The following well-documented story gives us an insight into what sort of scholarship they tried to achieve: When Al-Bukhari was still a young man, he visited Basrah in Iraq. One day, people sitting in the Great Mosque of Basrah heard someone calling in a loud voice: “Scholars, Muhammad ibn Ismaeel Al-Bukhari has arrived.” They hurried to meet him. When he finished his prayers, they asked him to arrange for them a session for dictation. (This was how scholars circulated their books.) He accepted, and the caller announced again in the mosque: “Scholars, Muhammad ibn Ismaeel Al-Bukhari has arrived. We have asked him to dictate to us and he will be sitting tomorrow at this particular spot for dictation.” The following day thousands of scholars and students attended at the time specified. He introduced that session as follows: “People of Basrah, I am only a young man and you have asked me to speak to you about Hadith. I will relate to you a number of Hadiths transmitted by people from your own city which will form a contribution to what you have. I mean, you do not have these Hadiths now.”

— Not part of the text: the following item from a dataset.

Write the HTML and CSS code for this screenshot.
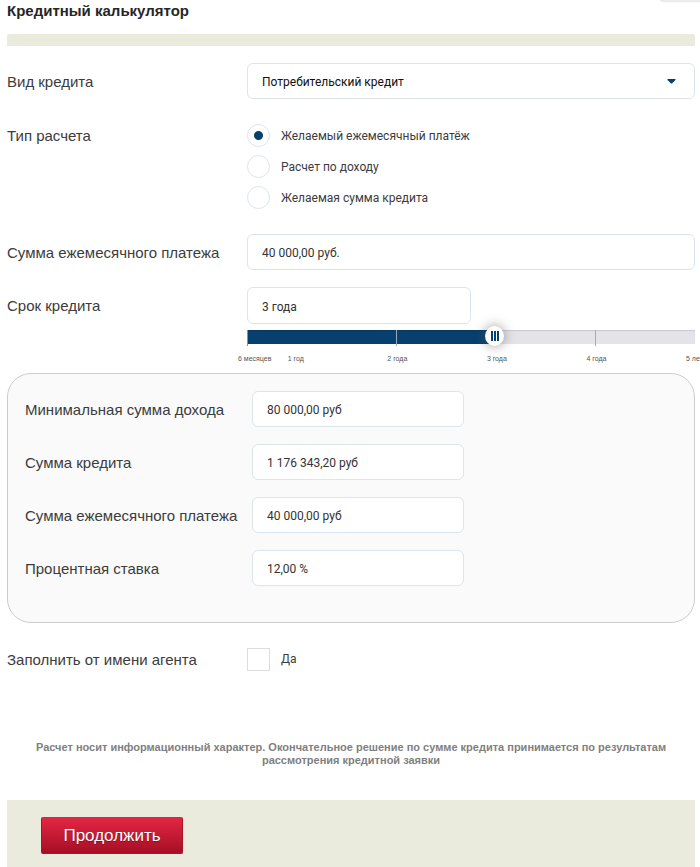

People wondered how he could do that. He began by saying: “It has been related to me by Abdullah ibn Uthaman Al-Ataki in your city. When he said that he had been told by his father on the authority of Shu’bah, on the authority of Mansoor and others, quoting Salim and he in turn, quotes Anas ibn Malik that a Bedouin came to the Prophet and asked him...” Al-Bukhari related them the Hadith and concluded by saying to his audience: “You have this Hadith with a chain of reporters which does not include Mansoor, but includes someone else in his stead. Now you have it with another chain of reporting.” He went on with this line of giving them new chains of reporters for Hadiths, which they have already had. They were so gratified and felt that they benefited a great deal by that session. This story shows us that the science of Hadith and the various disciplines, which branched out of it were carried into a standard of perfectionism which is rare in human scholarship. Moreover, it shows how Hadith was served by dedicated scholars. Indeed, it was Al-Bukhari who brought the science of Hadith to its zenith of perfectionism.